It was Sunday, July 5, 1964. I had climbed the Pyramids, touched the Wailing Wall, waded in the River Jordan, trod the ancient steps of Baalbek, and stood on the Mount of Olives. Now I was ending my tour in Athens, Greece, and by tomorrow night I would be with my family again.
I dressed, had a late brunch, and, unable to find a branch of the Church in the phone book, decided to explore Athens on foot. I had taken a sightseeing tour the day before. Now I would visit the places that tourists didn’t usually see.
Toward the afternoon I found myself in the agora, the great central marketplace of classical Athens. The entire agora complex seemed too large to view from the ground, so I decided to climb a steep hill toward the south where everything could be seen at once.
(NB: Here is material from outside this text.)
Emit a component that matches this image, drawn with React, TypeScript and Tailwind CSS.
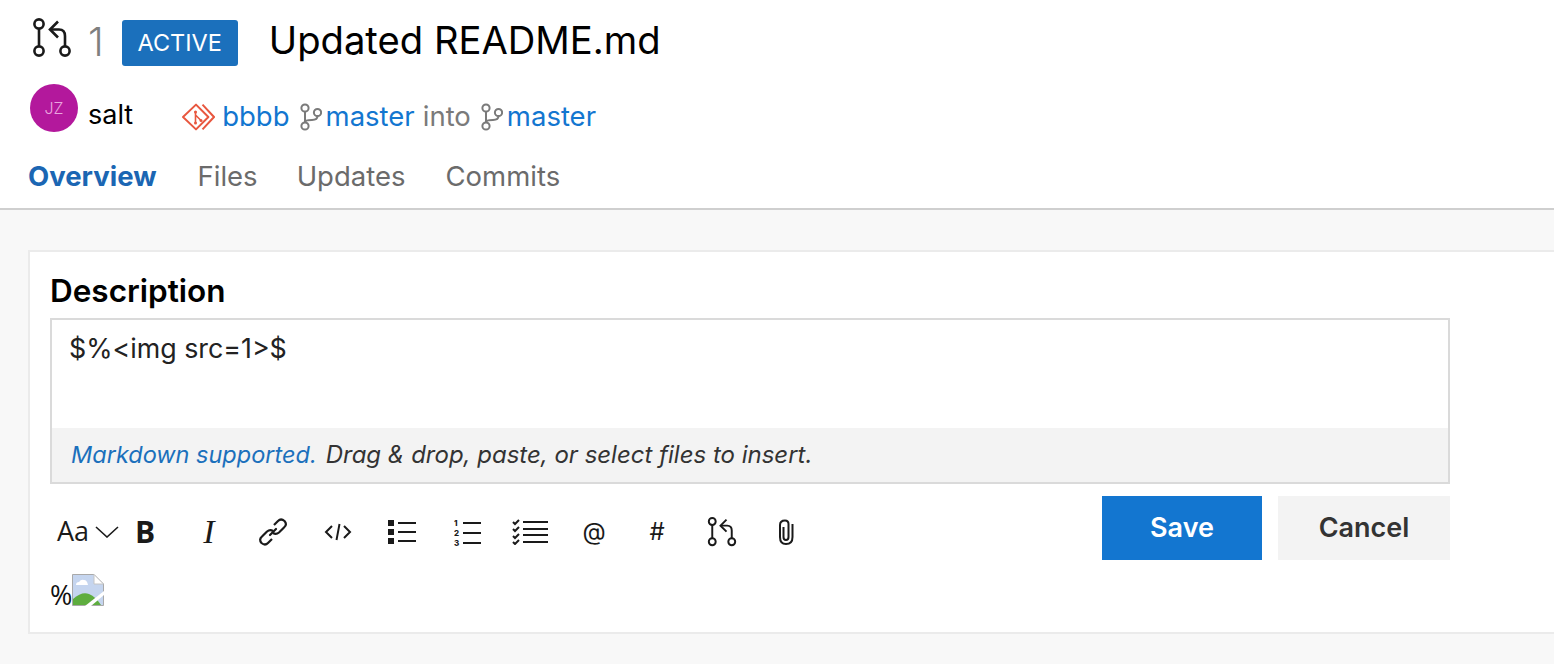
import type { ReactNode } from "react";

function PrIcon({ className }: { className: string }) {
  return (
    <svg viewBox="0 0 40 40" className={className} fill="none" stroke="currentColor" strokeWidth="2.6">
      <circle cx="7" cy="6" r="4.6" />
      <circle cx="7" cy="33" r="4.6" />
      <circle cx="33" cy="33" r="4.6" />
      <path d="M7 10.6V28.4" />
      <path d="M33 28.4V18Q33 11.5 27 11.5H18.5" />
      <path d="M26 3.5L18 11.5L26 19.5" />
    </svg>
  );
}

function BranchIcon() {
  return (
    <svg viewBox="0 0 22 28" className="h-[28px] w-[22px] shrink-0 text-[#7a7a7a]" fill="none" stroke="currentColor" strokeWidth="2">
      <circle cx="5" cy="5" r="3.6" />
      <circle cx="5" cy="23" r="3.6" />
      <circle cx="17.5" cy="9.5" r="3.6" />
      <path d="M5 8.6V19.4" />
      <path d="M17.5 13.1Q17.5 17 12 17Q5 17 5 19.4" />
    </svg>
  );
}

function GitLogo() {
  return (
    <svg viewBox="0 0 34 28" className="h-[28px] w-[34px]" fill="none" stroke="#e8573f" strokeWidth="2">
      <path d="M15 1.6L2 14L15 26.4L27.4 14Z" strokeLinejoin="round" />
      <path d="M21.5 1.6L33 14L21.5 26.4" />
      <path d="M14.5 8V20M14.5 12L20 17.5" strokeWidth="1.6" />
      <circle cx="14.5" cy="20" r="1.5" fill="#e8573f" stroke="none" />
      <circle cx="20" cy="17.5" r="1.5" fill="#e8573f" stroke="none" />
      <circle cx="14.5" cy="9" r="1.5" fill="#e8573f" stroke="none" />
    </svg>
  );
}

function Tool({ w, children }: { w: string; children: ReactNode }) {
  return <div className={`flex h-[32px] shrink-0 items-center justify-center ${w}`}>{children}</div>;
}

function BrokenImage() {
  return (
    <svg viewBox="0 0 32 32" className="h-[32px] w-[32px]">
      <path d="M0.5 0.5H22L31.5 10V31.5H0.5Z" fill="#c5d5ef" stroke="#a9a9a9" />
      <path d="M22 0.5V10H31.5Z" fill="#fff" stroke="#c4c4c4" />
      <path d="M4 11Q4 8 7 8Q9 5 12 6Q15 6 16 11Z" fill="#fff" />
      <path d="M1 31V25Q10 17 17 20Q24 23 29 31Z" fill="#5ead3f" />
      <path d="M13 32L32 17V21L19 32Z" fill="#fff" />
    </svg>
  );
}

export default function App() {
  return (
    <div className="flex h-[664px] w-[1554px] flex-col overflow-hidden bg-[#f8f8f8] font-['Inter',_'Liberation_Sans',_sans-serif]">
      <header className="h-[210px] shrink-0 border-b-2 border-[#cfcfcf] bg-white pl-[28px]">
        <div className="flex h-[80px] items-start">
          <PrIcon className="ml-[4px] mt-[18px] h-[40px] w-[40px] text-[#1a1a1a]" />
          <span className="ml-[16px] mt-[22px] text-[40px] font-light leading-none text-[#7f7f7f]">1</span>
          <span className="ml-[18px] mt-[20px] flex h-[46px] w-[116px] items-center justify-center rounded-[3px] bg-[#1b70bc] text-[23.5px] text-white">
            ACTIVE
          </span>
          <h1 className="ml-[31px] mt-[21px] text-[38.2px] leading-none text-black">Updated README.md</h1>
        </div>
        <div className="flex h-[56px] items-center">
          <div className="ml-[2px] flex h-[48px] w-[48px] items-center justify-center rounded-full bg-[#b3189c] text-[16px] font-light text-[#e9a6df]">
            JZ
          </div>
          <span className="ml-[10px] pt-[12px] text-[27px] leading-none text-black">salt</span>
          <div className="ml-[48px] flex items-center pt-[18px] text-[27.5px] text-[#1376d0]">
            <GitLogo />
            <span className="ml-[7px]">bbbb</span>
            <span className="ml-[10px]"><BranchIcon /></span>
            <span className="ml-[4px]">master</span>
            <span className="ml-[8px] text-[#7a7a7a]">into</span>
            <span className="ml-[10px]"><BranchIcon /></span>
            <span className="ml-[4px]">master</span>
          </div>
        </div>
        <nav className="flex h-[52px] items-center pt-[30px] text-[27.5px] text-[#6b6b6b]">
          <span className="font-bold text-[#1b66b3]">Overview</span>
          <span className="ml-[41px]">Files</span>
          <span className="ml-[39px]">Updates</span>
          <span className="ml-[40px]">Commits</span>
        </nav>
      </header>

      <main className="mt-[40px] ml-[28px] h-[384px] w-[1560px] border-2 border-[#ebebeb] bg-white pl-[20px]">
        <h2 className="flex h-[66px] items-center pt-[12px] text-[31.5px] font-semibold leading-none text-black">Description</h2>
        <div className="w-[1400px] border-2 border-[#dadada]">
          <div className="h-[108px] px-[17px] pt-[10px] text-[26.8px] leading-[36px] text-[#222]">$%&lt;img src=1&gt;$</div>
          <div className="flex h-[54px] items-center bg-[#f3f3f3] px-[19px] text-[24px] italic text-[#333]">
            <span className="text-[23.5px] text-[#1b70bc]">Markdown supported.</span>
            <span className="ml-[9px]">Drag &amp; drop, paste, or select files to insert.</span>
          </div>
        </div>
        <div className="mt-[12px] flex w-[1400px] items-start">
          <div className="mt-[20px] flex items-center text-[#1a1a1a]">
            <Tool w="ml-[7px] w-[32px]">
              <span className="-mt-[4px] font-['Open_Sans',_sans-serif] text-[27px] leading-none">Aa</span>
            </Tool>
            <Tool w="ml-[6px] w-[24px]">
              <svg viewBox="0 0 24 12" className="h-[12px] w-[24px]" fill="none" stroke="currentColor" strokeWidth="1.6">
                <path d="M1 1L12 11L23 1" />
              </svg>
            </Tool>
            <Tool w="ml-[15px] w-[22px]">
              <span className="font-['Open_Sans',_sans-serif] text-[30px] font-bold leading-none">B</span>
            </Tool>
            <Tool w="ml-[43px] w-[20px]">
              <span className="font-['Liberation_Serif',_serif] text-[34px] italic leading-none">I</span>
            </Tool>
            <Tool w="ml-[38px] w-[32px]">
              <svg viewBox="0 0 32 32" className="h-[32px] w-[32px]" fill="none" stroke="currentColor" strokeWidth="2.2">
                <path d="M13 19L19 13" strokeLinecap="round" />
                <path d="M17 9L21 5Q24 2 27.5 5Q30.5 8.5 27 11.5L22 16.5Q19 19 16 17" />
                <path d="M15 23L11 27Q8 30 4.5 27Q1.5 23.5 5 20.5L10 15.5Q13 13 16 15" />
              </svg>
            </Tool>
            <Tool w="ml-[35px] w-[28px]">
              <svg viewBox="0 0 28 20" className="h-[20px] w-[28px]" fill="none" stroke="currentColor" strokeWidth="2">
                <path d="M8 4L2 10L8 16" />
                <path d="M20 4L26 10L20 16" />
                <path d="M15.5 2L12.5 18" />
              </svg>
            </Tool>
            <Tool w="ml-[36px] w-[28px]">
              <svg viewBox="0 0 28 24" className="h-[24px] w-[28px]" fill="currentColor">
                <rect x="0" y="0" width="6" height="6" />
                <rect x="0" y="9" width="6" height="6" />
                <rect x="0" y="18" width="6" height="6" />
                <rect x="10" y="2" width="18" height="2" />
                <rect x="10" y="11" width="18" height="2" />
                <rect x="10" y="20" width="18" height="2" />
              </svg>
            </Tool>
            <Tool w="ml-[38px] w-[28px]">
              <svg viewBox="0 0 28 32" className="h-[32px] w-[28px]">
                <text x="0" y="10" fontSize="8" fontWeight="800" fontFamily="Inter" fill="currentColor">1</text>
                <text x="0" y="20" fontSize="8" fontWeight="800" fontFamily="Inter" fill="currentColor">2</text>
                <text x="0" y="30" fontSize="8" fontWeight="800" fontFamily="Inter" fill="currentColor">3</text>
                <path d="M9 7H27M9 17H27M9 27H27" stroke="currentColor" strokeWidth="2" />
              </svg>
            </Tool>
            <Tool w="ml-[30px] w-[36px]">
              <svg viewBox="0 0 36 26" className="h-[26px] w-[36px]" fill="none" stroke="currentColor" strokeWidth="2">
                <path d="M1 3L3 5L7 1M1 10L3 12L7 8M1 17L3 19L7 15M1 23L3 25L7 21" />
                <path d="M11 3H36M11 10H36M11 16H36M11 23H36" />
              </svg>
            </Tool>
            <Tool w="ml-[34px] w-[24px]">
              <span className="text-[24px] leading-none">@</span>
            </Tool>
            <Tool w="ml-[43px] w-[16px]">
              <span className="text-[24px] leading-none">#</span>
            </Tool>
            <Tool w="ml-[42px] w-[30px]">
              <PrIcon className="h-[30px] w-[30px]" />
            </Tool>
            <Tool w="ml-[41px] w-[16px]">
              <svg viewBox="0 0 16 26" className="h-[26px] w-[16px]" fill="none" stroke="currentColor" strokeWidth="2">
                <path d="M5.5 8V18Q5.5 21 8 21Q10.5 21 10.5 18V5Q10.5 1.5 7 1.5Q2 1.5 2 6V18Q2 25 8 25Q14.5 25 14.5 18V5" />
              </svg>
            </Tool>
          </div>
          <button type="button" className="ml-auto h-[64px] w-[160px] bg-[#1376d0] pt-[1px] text-[27px] font-semibold text-white">
            Save
          </button>
          <button type="button" className="ml-[16px] h-[64px] w-[172px] bg-[#f3f3f3] pt-[1px] text-[27px] font-semibold text-[#333]">
            Cancel
          </button>
        </div>
        <div className="mt-[14px] flex items-end">
          <span className="font-['Open_Sans',_sans-serif] text-[27px] leading-[22px] text-[#111]">%</span>
          <BrokenImage />
        </div>
      </main>
    </div>
  );
}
It wasn’t until I reached the top and looked at my map of Athens that I realized this was Mars Hill, the site of Paul’s famous sermon to the Athenians.
Sitting down on one of the outcroppings of rock with several other people who were already enjoying the view, I could easily see the ruined temples and fallen columns of the Agora below, the Acropolis on the neighboring hill, and seven miles away, the green Aegean Sea topped by a clear, blue, cloudless sky. It was a perfect day.
Then my thoughts were jarred by the cheers of some English tourists. When I asked what had happened, I was told, “Our cricket team just made six points in the test match.” They turned their radio up so I could hear, and we got into a lively discussion. Looking around, I noticed about 30 visitors, half of them English and the others Greek, mostly young married couples.
The radio station faded in and out, turned to static, and was switched off. Then a teenage girl observed, “You’re an American. How do you know so much about cricket?”
I told her I had once been a missionary for the Mormon church in England and learned to like cricket then. Another person said, “Tell us how the Mormon church differs from other churches.”
Suddenly a feeling came over me that I could not explain, one I had seldom experienced before in my life. Something told me, “Keep talking, and you’ll know what to say.” I began to speak and was asked to stand so everyone could hear.
I began hesitantly. “I am a member of the Church of Jesus Christ as restored in these latter days.” Then I pointed out that the Church ought to be named for Christ, and I explained that the word Mormon is a nickname. Wondering what to say next, I looked out across Athens at the crosses on the many churches of the city, and I knew.
“You asked how our church differs from others. When Paul came to this spot, he spoke of the ‘unknown god.’ In each of those churches is an altar dedicated to the ‘unknown god,’ because they believe the mystery of God makes him God. They say if we were to know him, he would cease to be God. Is that really any different from the people who worshipped the unknown god on this spot 1,900 years ago? The scriptures say it is life eternal to ‘know thee the only true God, and Jesus Christ, whom thou hast sent.’” (John 17:3.)
Then I told them the “unknown god” had made himself known again, restored his church, and called new apostles to testify of him. I quoted the Joseph Smith story with a fervor I had never felt before and testified that it was true. I pointed out that logically only one church could be right, discussed the need for authority, and explained how this authority had been restored in the priesthood. From my wallet I removed a picture of President David O. McKay and testified he was a prophet. They agreed that such spiritual guidance was certainly needed today.
The hours flew by. They asked questions, and I explained doctrine with an enthusiasm I had never known before. It was overwhelming! The experience I had had with street meetings during my mission had convinced me that not many people were really interested in religion, and most walked away. But here were 30 people who sat, listened, and absorbed every word. They truly seemed interested in learning about the gospel.
After three hours of talking, the cool evening air forced us to conclude. I bore my testimony to everything I had said and shook more than a dozen hands.
I floated back to the hotel with tears in my eyes and opened my Bible to the 17th chapter of Acts.
“And they took him, and brought him unto Areopagus, saying, May we know what this new doctrine, whereof thou speakest, is?
“For thou bringest certain strange things to our ears: we would know therefore what these things mean.
“(For all the Athenians and strangers which were there spent their time in nothing else, but either to tell, or to hear some new things.)
“Then Paul stood in the midst of Mars’ Hill. …” (Acts 17:19–22.)
I had been privileged to catch a glimpse of a personal experience of one of the greatest missionaries of all time.